El principal motivo para instar un ingreso ciudadano mínimo no debe buscarse en la caja. Es ideológico en el mejor sentido de la palabra, alusivo a la concepción del mundo que se quiere promover. Por añadidura, hay voces consistentes que aseguran que una inyección regular de ingresos entre los más humildes sería un formidable dinamizador keynesiano de la economía.
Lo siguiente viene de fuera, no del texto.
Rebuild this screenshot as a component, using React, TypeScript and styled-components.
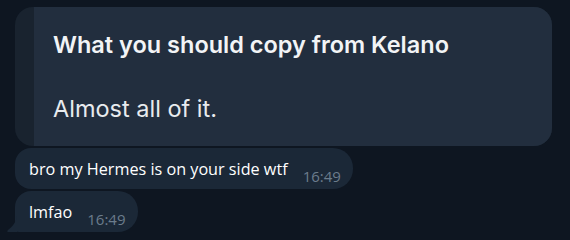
import styled, { createGlobalStyle } from "styled-components";

const GlobalStyle = createGlobalStyle`
  html, body {
    margin: 0;
    padding: 0;
    background: #0e1621;
    width: 570px;
    height: 240px;
    overflow: hidden;
  }
`;

const Chat = styled.div`
  display: flex;
  flex-direction: column;
  gap: 2px;
  padding: 7px 0 0 15px;
`;

const PhotoBubble = styled.div`
  display: flex;
  width: 537px;
  height: 139px;
  border-radius: 18px;
  overflow: hidden;
  background: #19232f;
`;

const PhotoEdge = styled.div`
  width: 19px;
  flex-shrink: 0;
`;

const PhotoBody = styled.div`
  flex: 1;
  background: #222e3e;
  padding: 23px 0 0 19px;
  font-family: Inter, "Noto Sans", sans-serif;
  color: #f2f4f6;
  font-size: 23.5px;
  line-height: 30px;
`;

const PhotoTitle = styled.div`
  font-weight: 600;
  margin-bottom: 34px;
`;

const PhotoLine = styled.div`
  font-weight: 400;
  color: #e8ebee;
`;

const Bubble = styled.div<{ $tail?: boolean }>`
  position: relative;
  align-self: flex-start;
  display: flex;
  align-items: flex-end;
  gap: 15px;
  height: 41px;
  box-sizing: border-box;
  padding: 0 12px 4px 14px;
  background: #1b2837;
  border-radius: ${(p) => (p.$tail ? "16px 20px 20px 4px" : "16px 20px 20px 16px")};
  font-family: "Open Sans", "Noto Sans", sans-serif;
  color: #ffffff;
`;

const Tail = styled.svg`
  position: absolute;
  left: -8px;
  bottom: 0;
`;

const Text = styled.span`
  font-size: 16.2px;
  line-height: 22px;
  margin-bottom: 5px;
`;

const Time = styled.span`
  font-size: 15px;
  line-height: 18px;
  color: #6b7c8c;
`;

export default function App() {
  return (
    <>
      <GlobalStyle />
      <Chat>
        <PhotoBubble>
          <PhotoEdge />
          <PhotoBody>
            <PhotoTitle>What you should copy from Kelano</PhotoTitle>
            <PhotoLine>Almost all of it.</PhotoLine>
          </PhotoBody>
        </PhotoBubble>
        <Bubble>
          <Text>bro my Hermes is on your side wtf</Text>
          <Time>16:49</Time>
        </Bubble>
        <Bubble $tail>
          <Tail width="10" height="16" viewBox="0 0 10 16">
            <path d="M10 0 V16 H1 C0 16 0 15 1 14 C6 10 9 6 10 0 Z" fill="#1b2837" />
          </Tail>
          <Text>lmfao</Text>
          <Time>16:49</Time>
        </Bubble>
      </Chat>
    </>
  );
}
El Gobierno, cuyas principales figuras alternan a diario con entusiastas intendentes del conurbano que comandan distritos donde abundan los JJDH, podría tomar cuenta de sus vivencias en ese sentido. El impacto de los ingresos básicos en la vida comunal ha sido importante. Dicho sea al pasar, este planteo es sostenido de modo convincente por una candidata a diputada del PJ porteño, Mercedes Marcó del Pont y, más en general, por muchos integrantes del Plan Fénix. Contar con aliados perceptivos a la iniciativa debería ser una buena nueva para muchos funcionarios, refractarios a la temática del ingreso ciudadano sencillamente porque es una bandera de la CTA y del ARI.
De momento, el Gobierno (empezando por la Rosada y Economía) presta más oreja a varios gobernadores, algunos de la “nueva política” como el mendocino Cobos o el tucumano Alperovich, que alertan sobre la competencia ruinosa que suponen mesadas de 150 pesos al trabajo que sus burgueses locales pueden, generosos, conceder a las glebas de la vendimia o la zafra.
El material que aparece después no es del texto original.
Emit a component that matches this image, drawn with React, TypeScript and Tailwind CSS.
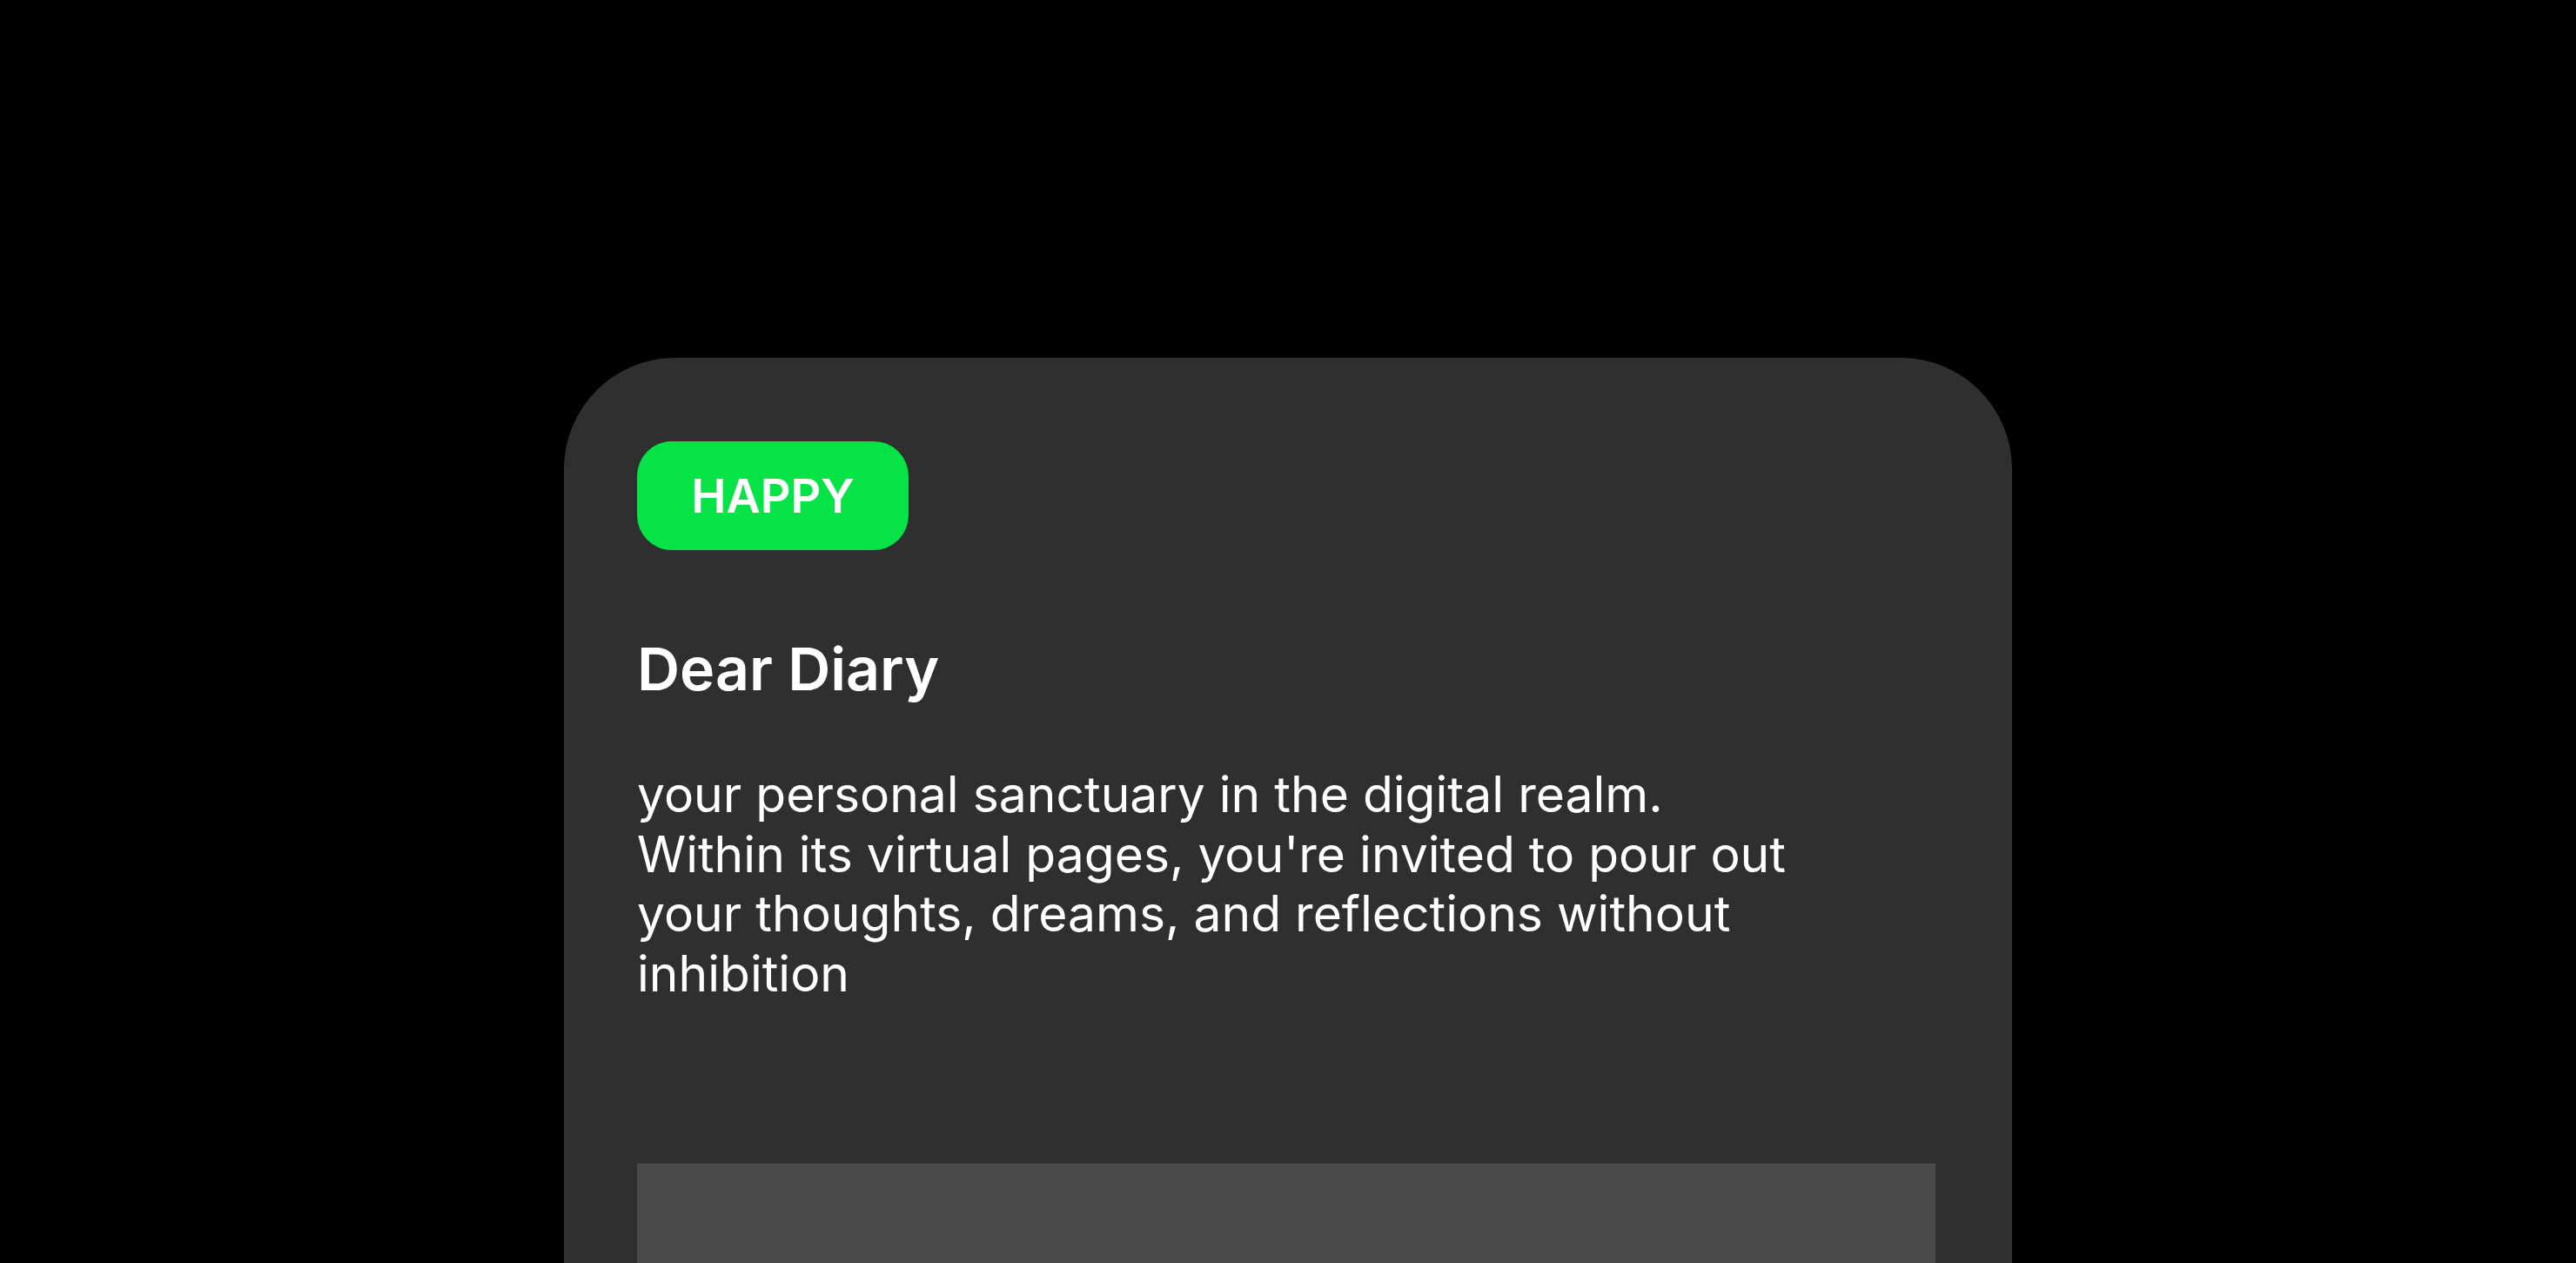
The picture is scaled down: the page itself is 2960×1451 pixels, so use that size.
import React from "react";

export default function App() {
  return (
    <div
      className="h-screen w-full overflow-hidden bg-black flex justify-center items-start pt-[411px]"
      style={{ fontFamily: "Inter, 'Noto Sans', sans-serif" }}
    >
      <div className="w-[1664px] shrink-0 bg-[#2f2f2f] rounded-t-[128px] pt-[96px] pl-[84px] pr-[88px] flex flex-col">
        <div className="shrink-0 w-[312px] h-[125px] rounded-[40px] bg-[#05e346] flex items-center justify-center">
          <span className="text-white font-semibold text-[54px] leading-none">HAPPY</span>
        </div>
        <h1 className="shrink-0 mt-[95px] text-white font-semibold text-[68px] leading-[1.21]">
          Dear Diary
        </h1>
        <p className="shrink-0 mt-[70px] max-w-[1390px] text-white text-[57px] leading-[68.5px]">
          your personal sanctuary in the digital realm.
          <br />
          Within its virtual pages, you're invited to pour out your thoughts, dreams, and reflections without inhibition
        </p>
        <div className="shrink-0 mt-[184px] h-[400px] w-full bg-[#4a4a4a] border-t border-[#555555]" />
      </div>
    </div>
  );
}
La salida es por la puerta: El ingreso ciudadano es un debate relativamente nuevo en el mundo. Eso obliga a analizar prudentemente su factibilidad pero no basta para excluirlo de la agenda. Al fin y al cabo, la Argentina supo ser pionera en políticas reparatorias e igualadoras.
En la actual contingencia conviven un crecimiento chino, una desigualdad homérica, una fragmentación fenomenal entre los propios trabajadores, una riqueza descomunal de un 5 por ciento de la población y un superávit fiscal machazo. Esa situación nueva, que mixtura datos promisorios con otros ominosos, amerita soluciones nuevas.
Uno de los abanderados más convencidos del ingreso ciudadano en este Sur es el senador brasileño Eduardo Matarazzo Suplicy. Suplicy suele parafrasear una frase de Confucio, expresando que el mejor modo de salir de una casa es por la puerta. Para salir de la pobreza de ingresos, eje de la afligente desigualdad argentina, la solución debe hacer centro en los ingresos y no en futuros remotos o derrames virtuales. La puerta, hoy por hoy, no es apenas el empleo.
El detalle de la propuesta del Ccnps merece una polémica pública que excede las competencias de este cronista. Instalar el debate sobre la universalización, desde un ente oficial, es un logro no desdeñable. La campaña electoral, tan berreta hasta estos días, debería servir de tinglado para una discusión transversal que la Argentina necesita y muchos argentinos esperan.